For thousands of years, indigenous peoples had lived along the waterways throughout the west. The Osage migrated west from the Ohio River area of Kentucky, driven out by the Iroquois. They settled in Kansas by the mid-17th century, adopting Plains Indian traditions. They competed with other tribes and by 1750 they dominated much of what is now the region of Kansas, Missouri and Oklahoma.

One of the largest Osage bands was led by Chief Black Dog (Manka - Chonka). His men completed what became known as the Black Dog Trail by 1803. It started from their winter territory east of Baxter Springs and extended southwest to their summer hunting grounds at the Great Salt Plains in present-day Alfalfa County, Oklahoma. The Osage regularly stopped at the springs for healing on their way to summer hunting grounds. They made the trail by clearing it of brush and large rocks, and constructing earthen ramps to the fords. Wide enough for eight horsemen to ride abreast, the trail was the first improved road in Kansas and Oklahoma.

During the late 1830s and Indian Removal, the Cherokee people were among the Five Civilized Tribes forced out of the Southeast United States to west of the Mississippi River.

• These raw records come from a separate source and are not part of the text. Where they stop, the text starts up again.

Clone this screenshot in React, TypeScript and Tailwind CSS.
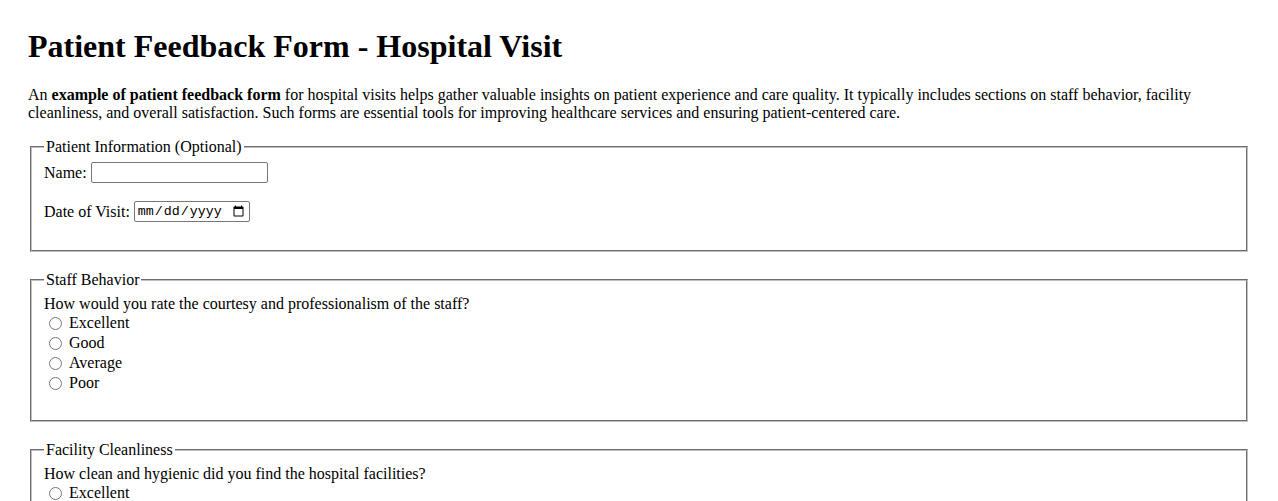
const sections = [
  {
    legend: "Staff Behavior",
    question: "How would you rate the courtesy and professionalism of the staff?",
    name: "staff",
  },
  {
    legend: "Facility Cleanliness",
    question: "How clean and hygienic did you find the hospital facilities?",
    name: "cleanliness",
  },
];

const options = ["Excellent", "Good", "Average", "Poor"];

export default function App() {
  return (
    <div className="min-h-screen bg-white px-[28px] pt-[28px] pb-8 font-['Liberation_Serif','Times_New_Roman',serif] text-[16px] leading-[normal] text-black">
      <h1 className="mb-[21.44px] text-[32px] font-bold leading-[normal]">
        Patient Feedback Form - Hospital Visit
      </h1>
      <p className="mb-4">
        An <strong>example of patient feedback form</strong> for hospital visits helps gather valuable
        insights on patient experience and care quality. It typically includes sections on staff
        behavior, facility cleanliness, and overall satisfaction. Such forms are essential tools for
        improving healthcare services and ensuring patient-centered care.
      </p>

      <form>
        <fieldset className="mx-[2px] mb-[19px] border-2 border-[#c0c0c0] px-3 pt-[5.6px] pb-[9px] [border-style:groove]">
          <legend className="px-[2px]">Patient Information (Optional)</legend>
          <div className="flex h-[21px] items-center">
            <label htmlFor="name">Name:</label>
            <input
              id="name"
              type="text"
              className="ml-1 h-[21px] w-[177px] rounded-[2px] border border-[#767676] bg-white px-[2px] font-['Liberation_Sans',Arial,sans-serif] text-[13.33px]"
            />
          </div>
          <div className="mt-[18.4px] flex h-[21px] items-center">
            <label htmlFor="visit">Date of Visit:</label>
            <input
              id="visit"
              type="date"
              className="ml-1 h-[21px] w-[116px] rounded-[2px] border border-[#767676] bg-white px-[2px] font-['Liberation_Mono',monospace] text-[13.33px]"
            />
          </div>
          <div className="h-[18.4px]" />
        </fieldset>

        {sections.map((section) => {
          return (
            <fieldset
              key={section.name}
              className="mx-[2px] mb-[19px] border-2 border-[#c0c0c0] px-3 pt-[6.6px] pb-[8px] [border-style:groove]"
            >
              <legend className="px-[2px]">{section.legend}</legend>
              <p>{section.question}</p>
              {options.map((option) => {
                return (
                  <div key={option} className="flex h-5 items-center">
                    <input
                      type="radio"
                      id={section.name + option}
                      name={section.name}
                      className="mr-[7px] ml-[5px] h-[13px] w-[13px]"
                    />
                    <label htmlFor={section.name + option}>{option}</label>
                  </div>
                );
              })}
              <div className="h-[18.4px]" />
            </fieldset>
          );
        })}
      </form>
    </div>
  );
}
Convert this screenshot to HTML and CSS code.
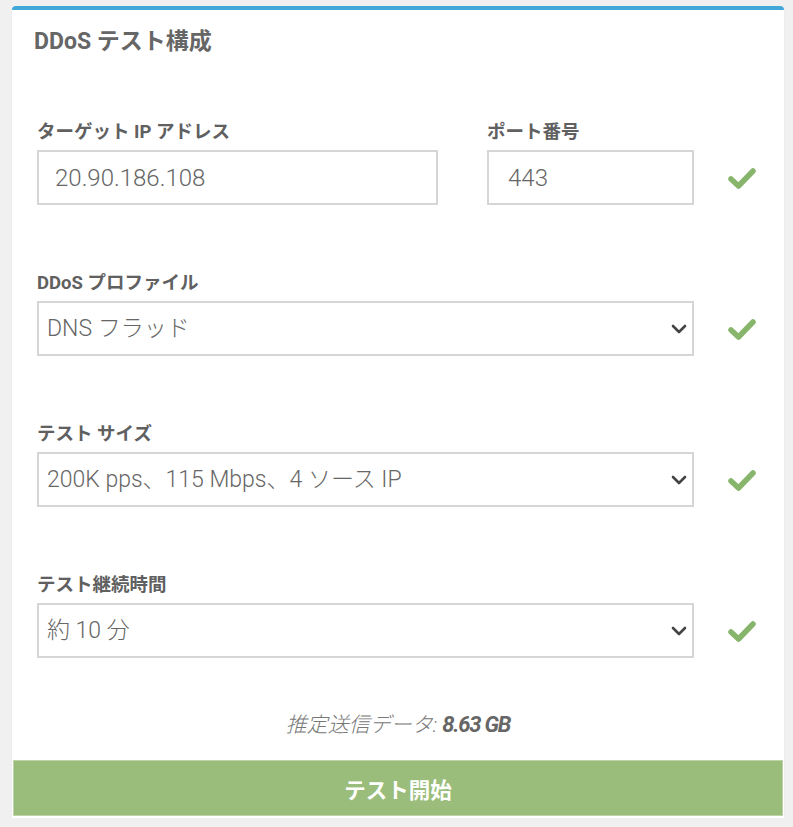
FILE: index.html
```html
<!DOCTYPE html>
<html lang="ja">
<head>
<meta charset="utf-8">
<title>DDoS テスト構成</title>
<link rel="stylesheet" href="styles.css">
</head>
<body>
<div class="card">
  <h1 class="title">DDoS テスト構成</h1>
  <form class="form">
    <div class="row">
      <div class="field field-ip">
        <label class="label">ターゲット IP アドレス</label>
        <input class="control input-ip" type="text" value="20.90.186.108">
      </div>
      <div class="field field-port">
        <label class="label">ポート番号</label>
        <input class="control input-port" type="text" value="443">
      </div>
      <svg class="check" viewBox="0 0 28 24" width="28" height="24"><path d="M3 13 L10.5 20 L25 5" fill="none" stroke="#88b56c" stroke-width="5.5" stroke-linecap="round" stroke-linejoin="round"/></svg>
    </div>

    <div class="row">
      <div class="field field-wide">
        <label class="label">DDoS プロファイル</label>
        <div class="select-wrap">
          <select class="control select"><option>DNS フラッド</option></select>
          <svg class="chevron" viewBox="0 0 16 10" width="16" height="10"><path d="M2 2 L8 8 L14 2" fill="none" stroke="#444" stroke-width="2.6" stroke-linecap="round" stroke-linejoin="round"/></svg>
        </div>
      </div>
      <svg class="check" viewBox="0 0 28 24" width="28" height="24"><path d="M3 13 L10.5 20 L25 5" fill="none" stroke="#88b56c" stroke-width="5.5" stroke-linecap="round" stroke-linejoin="round"/></svg>
    </div>

    <div class="row">
      <div class="field field-wide">
        <label class="label">テスト サイズ</label>
        <div class="select-wrap">
          <select class="control select"><option>200K pps、115 Mbps、4 ソース IP</option></select>
          <svg class="chevron" viewBox="0 0 16 10" width="16" height="10"><path d="M2 2 L8 8 L14 2" fill="none" stroke="#444" stroke-width="2.6" stroke-linecap="round" stroke-linejoin="round"/></svg>
        </div>
      </div>
      <svg class="check" viewBox="0 0 28 24" width="28" height="24"><path d="M3 13 L10.5 20 L25 5" fill="none" stroke="#88b56c" stroke-width="5.5" stroke-linecap="round" stroke-linejoin="round"/></svg>
    </div>

    <div class="row">
      <div class="field field-wide">
        <label class="label">テスト継続時間</label>
        <div class="select-wrap">
          <select class="control select"><option>約 10 分</option></select>
          <svg class="chevron" viewBox="0 0 16 10" width="16" height="10"><path d="M2 2 L8 8 L14 2" fill="none" stroke="#444" stroke-width="2.6" stroke-linecap="round" stroke-linejoin="round"/></svg>
        </div>
      </div>
      <svg class="check" viewBox="0 0 28 24" width="28" height="24"><path d="M3 13 L10.5 20 L25 5" fill="none" stroke="#88b56c" stroke-width="5.5" stroke-linecap="round" stroke-linejoin="round"/></svg>
    </div>
  </form>
  <p class="estimate">推定送信データ: <strong class="estimate-value">8.63 GB</strong></p>
  <button class="start" type="button">テスト開始</button>
</div>
</body>
</html>
```

FILE: styles.css
```css
* { box-sizing: border-box; }

html, body {
  margin: 0;
  padding: 0;
  background: #f0f0f0;
  font-family: Roboto, "Noto Sans CJK JP", sans-serif;
}

.card {
  width: 772px;
  margin: 6px 0 0 12px;
  background: #fff;
  border-top: 4px solid #42a8d9;
  border-radius: 4px 4px 0 0;
  padding-bottom: 2px;
  box-shadow: 0 1px 2px rgba(0,0,0,0.06);
}

.title {
  margin: 0;
  padding: 17px 22px 0;
  font-size: 23px;
  line-height: 30px;
  font-weight: 700;
  color: #666;
}

.form {
  padding: 63px 0 0 25px;
}

.row {
  display: flex;
  align-items: flex-end;
  margin-bottom: 66px;
}

.row:last-child {
  margin-bottom: 0;
}

.field {
  display: flex;
  flex-direction: column;
}

.field-ip { width: 401px; }
.field-port { width: 207px; margin-left: 49px; }
.field-wide { width: 657px; }

.label {
  font-size: 18.5px;
  line-height: 24px;
  font-weight: 700;
  color: #606060;
  margin-bottom: 6px;
}

.control {
  height: 55px;
  border: 2px solid #d6d6d6;
  background: #fff;
  font-family: Roboto, "Noto Sans CJK JP", sans-serif;
  font-size: 23px;
  font-weight: 300;
  color: #666;
  outline: none;
  border-radius: 0;
}

.input-ip, .input-port {
  font-size: 24px;
  padding: 0 0 0 16px;
  width: 100%;
}

.input-port {
  padding-left: 19px;
}

.select-wrap {
  position: relative;
}

.select {
  width: 100%;
  appearance: none;
  -webkit-appearance: none;
  padding: 0 40px 0 8px;
}

.chevron {
  position: absolute;
  right: 7px;
  top: 23px;
}

.check {
  margin: 0 0 15px 34px;
  flex: none;
}

.estimate {
  margin: 55px 0 0;
  text-align: center;
  font-size: 21px;
  line-height: 24px;
  font-style: italic;
  font-weight: 300;
  color: #777;
}

.estimate-value {
  font-size: 22px;
  font-weight: 700;
  color: #666;
  letter-spacing: -1.2px;
}

.start {
  display: block;
  width: 770px;
  height: 56px;
  margin: 23px 1px 0;
  background: #9bbd7b;
  border: 1px solid #bcd4a8;
  color: #fff;
  font-family: Roboto, "Noto Sans CJK JP", sans-serif;
  font-size: 21.5px;
  font-weight: 700;
  cursor: pointer;
}
```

This area was defined by the United States as part of their Cherokee Neutral Lands. A trading post was established at the springs. Some Native Americans and European-American settlers began to develop a community around the post. The 19th-century settlers eventually named the city and nearby springs after early settler A. Baxter. He had claimed land about 1850 and built a frontier tavern or inn.

During the American Civil War, the United States government built several rudimentary military posts at present-day Baxter Springs, fortifying what had been a trading post: Fort Baxter, Camp Ben Butler and Camp Hunter. This was to protect settlers against the Confederate regulars and partisan guerrillas operating in the eastern part of state.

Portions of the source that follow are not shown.